Para ele, a relação de trabalho é garantida constitucionalmente e no caso dos médicos cubanos há uma discriminação que não é aceita pelo ordenamento jurídico brasileiro. Caixeta criticou a intenção do governo de apresentar o programa como um curso de especialização médica. "Estamos convictos de que o curso foi um instrumento para mascarar essa relação de trabalho", afirmou.

"Há na verdade uma contratação de médicos para prover o sistema. Isso está claro até mesmo nas declarações de autoridades. O objetivo é contratar médicos", afirmou Caixeta.

O MPT tentou, inicialmente, aplicar um termo de ajuste de conduta junto ao governo, mas segundo Caixeta, as negociações não avançaram e foi preciso levar o caso à Justiça. O governo tem 72 horas para se manifestar e apresentar defesa. Caso a Justiça acate liminarmente os pedidos do MPT, o governo terá que suspender o repasse do pagamento ao governo cubano imediatamente.

A ação foi ajuizada e distribuída para 13ª Vara de Trabalho de Brasília. O valor estipulado para a ação é de R$ 1,5 bilhão equivalente a um ano da remuneração dos 13.325 médicos participantes do programa ativos a partir do quarto ciclo.

Por email, o ministro da Saúde, Arthur Chioro, afirmou que o governo está convicto da segurança jurídica do programa e segue todas as regras legais para atuação de profissionais baseado na integração ensino e serviço, semelhante aos médicos que estão em programas de residência médica.

"Ou seja, um modelo em que o atendimento à população faz parte do processo de formação, de treinamento em serviço.

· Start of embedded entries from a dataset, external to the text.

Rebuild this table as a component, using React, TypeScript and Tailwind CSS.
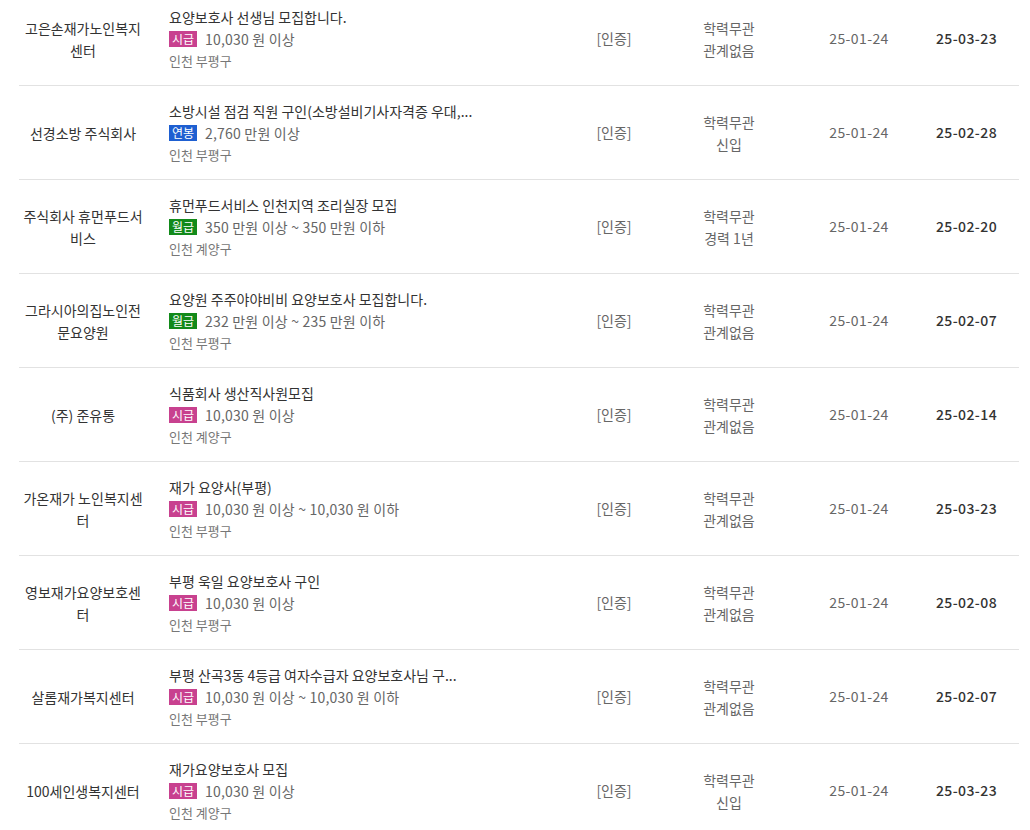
const rows = [
  { company: "고은손재가노인복지센터", title: "요양보호사 선생님 모집합니다.", pay: "시급", amount: "10,030 원 이상", area: "인천 부평구", career: "관계없음", reg: "25-01-24", end: "25-03-23" },
  { company: "선경소방 주식회사", title: "소방시설 점검 직원 구인(소방설비기사자격증 우대,...", pay: "연봉", amount: "2,760 만원 이상", area: "인천 부평구", career: "신입", reg: "25-01-24", end: "25-02-28" },
  { company: "주식회사 휴먼푸드서비스", title: "휴먼푸드서비스 인천지역 조리실장 모집", pay: "월급", amount: "350 만원 이상 ~ 350 만원 이하", area: "인천 계양구", career: "경력 1년", reg: "25-01-24", end: "25-02-20" },
  { company: "그라시아의집노인전문요양원", title: "요양원 주주야야비비 요양보호사 모집합니다.", pay: "월급", amount: "232 만원 이상 ~ 235 만원 이하", area: "인천 부평구", career: "관계없음", reg: "25-01-24", end: "25-02-07" },
  { company: "(주) 준유통", title: "식품회사 생산직사원모집", pay: "시급", amount: "10,030 원 이상", area: "인천 계양구", career: "관계없음", reg: "25-01-24", end: "25-02-14" },
  { company: "가온재가 노인복지센터", title: "재가 요양사(부평)", pay: "시급", amount: "10,030 원 이상 ~ 10,030 원 이하", area: "인천 부평구", career: "관계없음", reg: "25-01-24", end: "25-03-23" },
  { company: "영보재가요양보호센터", title: "부평 욱일 요양보호사 구인", pay: "시급", amount: "10,030 원 이상", area: "인천 부평구", career: "관계없음", reg: "25-01-24", end: "25-02-08" },
  { company: "살롬재가복지센터", title: "부평 산곡3동 4등급 여자수급자 요양보호사님 구...", pay: "시급", amount: "10,030 원 이상 ~ 10,030 원 이하", area: "인천 부평구", career: "관계없음", reg: "25-01-24", end: "25-02-07" },
  { company: "100세인생복지센터", title: "재가요양보호사 모집", pay: "시급", amount: "10,030 원 이상", area: "인천 계양구", career: "신입", reg: "25-01-24", end: "25-03-23" },
];

const badgeColor: Record<string, string> = {
  시급: "bg-[#c8418f]",
  연봉: "bg-[#1e5fd1]",
  월급: "bg-[#128a1a]",
};

export default function App() {
  return (
    <div className="h-[830px] overflow-hidden bg-white font-['Noto_Sans_CJK_KR',sans-serif] text-[14px] text-[#333]">
      <div className="-mt-[8px] px-[19px] pr-[11px]">
        {rows.map((r, i) => (
          <div
            key={i}
            className="grid h-[94px] grid-cols-[128px_427px_80px_150px_110px_105px] items-center border-b border-[#e2e2e2]"
          >
            <div className="break-all px-[2px] text-center leading-[22px]">{r.company}</div>
            <div className="pl-[22px]">
              <div className="truncate leading-[22px]">{r.title}</div>
              <div className="flex items-center leading-[22px]">
                <span className={`${badgeColor[r.pay]} flex h-[16px] w-[28px] items-center justify-center text-[12px] leading-none text-white`}>
                  {r.pay}
                </span>
                <span className="ml-[8px] tracking-[0.2px] text-[#666]">{r.amount}</span>
              </div>
              <div className="text-[13px] leading-[21px] text-[#777]">{r.area}</div>
            </div>
            <div className="text-center text-[#666]">[인증]</div>
            <div className="text-center leading-[22px] text-[#666]">
              <div>학력무관</div>
              <div>{r.career}</div>
            </div>
            <div className="text-center tracking-[0.4px] text-[#666]">{r.reg}</div>
            <div className="text-center font-medium tracking-[0.4px] text-[#333]">{r.end}</div>
          </div>
        ))}
      </div>
    </div>
  );
}
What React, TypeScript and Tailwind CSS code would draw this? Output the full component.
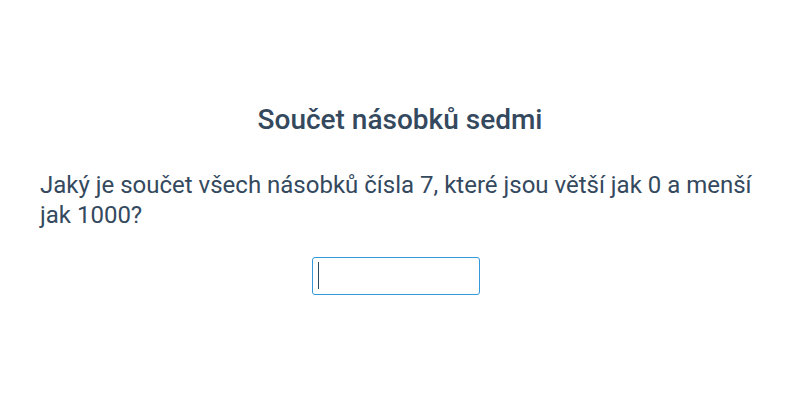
import { useState } from 'react'

export default function App() {
  const [answer, setAnswer] = useState('')

  return (
    <div className="min-h-[400px] bg-white px-10 pt-[104px] font-['Roboto',sans-serif] text-[#34495e]">
      <h1 className="text-center text-[28px] font-medium leading-[32px]">Součet násobků sedmi</h1>

      <p className="mt-[34px] text-[24px] leading-[30px]">
        Jaký je součet všech násobků čísla 7, které jsou větší jak 0 a menší jak 1000?
      </p>

      <div className="mt-[27px] flex justify-center pr-2">
        <div className="relative">
          <input
            autoFocus
            value={answer}
            onChange={(e) => setAnswer(e.target.value)}
            className="h-[38px] w-[168px] rounded-[3px] border border-[#3498db] px-[5px] text-[23px] text-[#34495e] caret-[#34495e] outline-none"
          />
          {/* caret shown while the field is empty */}
          {!answer && (
            <span className="pointer-events-none absolute left-[6px] top-[5px] h-[27px] w-px bg-[#34495e]" />
          )}
        </div>
      </div>
    </div>
  )
}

Não há, pela legislação, nessa forma de atuação, qualquer formação de vínculo de trabalho ou relação de emprego", disse.

Questionado sobre o motivo dos médicos cubanos não receberem os mesmos valores dos médicos brasileiros inscritos no programa, Chioro afirmou que "os médicos cubanos permanecem como funcionários do governo de Cuba, mantendo os mesmos benefícios que têm no seu país de origem, como seus direitos sociais, além do salário e do vínculo de emprego".

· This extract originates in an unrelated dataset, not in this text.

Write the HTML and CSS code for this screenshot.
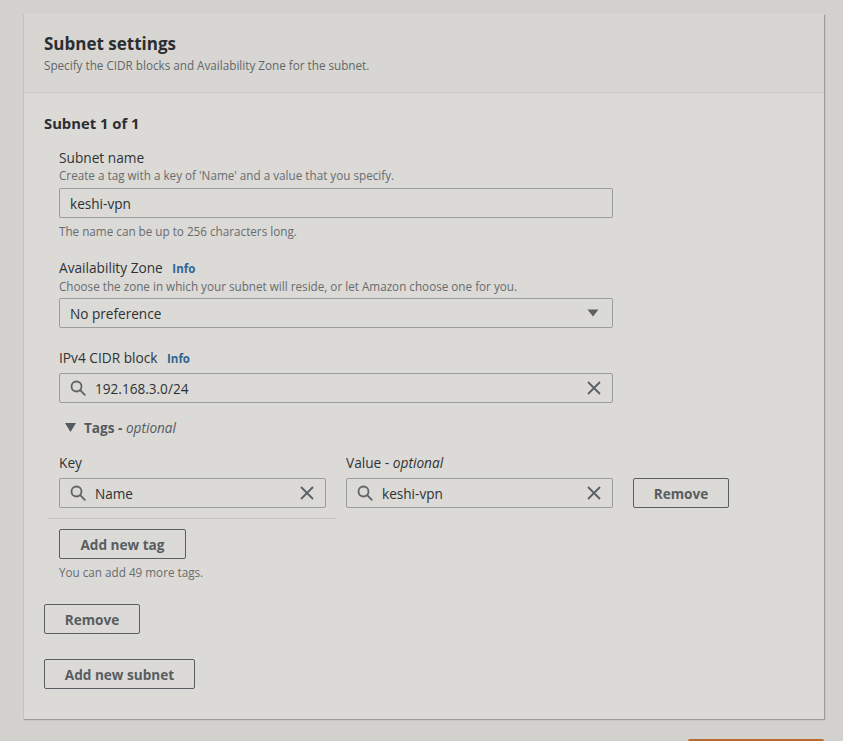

Segundo Caixeta, as investigações demonstraram que há claro desvirtuamento na relação de trabalho, mas fez a ressalva de que a ação não pretende interromper o programa, mas sim, adequá-lo à finalidade que é a contratação de profissionais para atender ao sistema de saúde.

Em fevereiro, a médica cubana Ramona Rodriguez deixou o programa e pediu refúgio ao Brasil. Ela apresentou um contrato de trabalho firmado entre a Sociedade Mercantil Cubana Comercializadora de Serviços Médicos Cubanos e a médica, indicando que não houve acerto direto entre o Ministério da Saúde e a Opas (Organização Pan-Americana de Saúde). Para o procurador, o documento foi um dos principais fatores que ajudaram nas investigações.

A ação do MPT pede ainda o cancelamento deste contrato e determina que os médicos sejam pagos diretamente pelo governo brasileiro. "Ele apresenta cláusulas incompatíveis com o ordenamento jurídico brasileiro", disse.

O documento proíbe os médicos cubanos, dentre outras coisas, de saírem dos municípios onde moram e proíbem até mesmo que os profissionais se relacionem com outras pessoas que não forem cubanas.

Vitrine eleitoral da presidente Dilma Rousseff, o Mais Médicos tem o objetivo de aumentar a presença desses profissionais no interior do país, em postos de atenção básica, e para isso permite a atuação de médicos sem diploma revalidado em território nacional.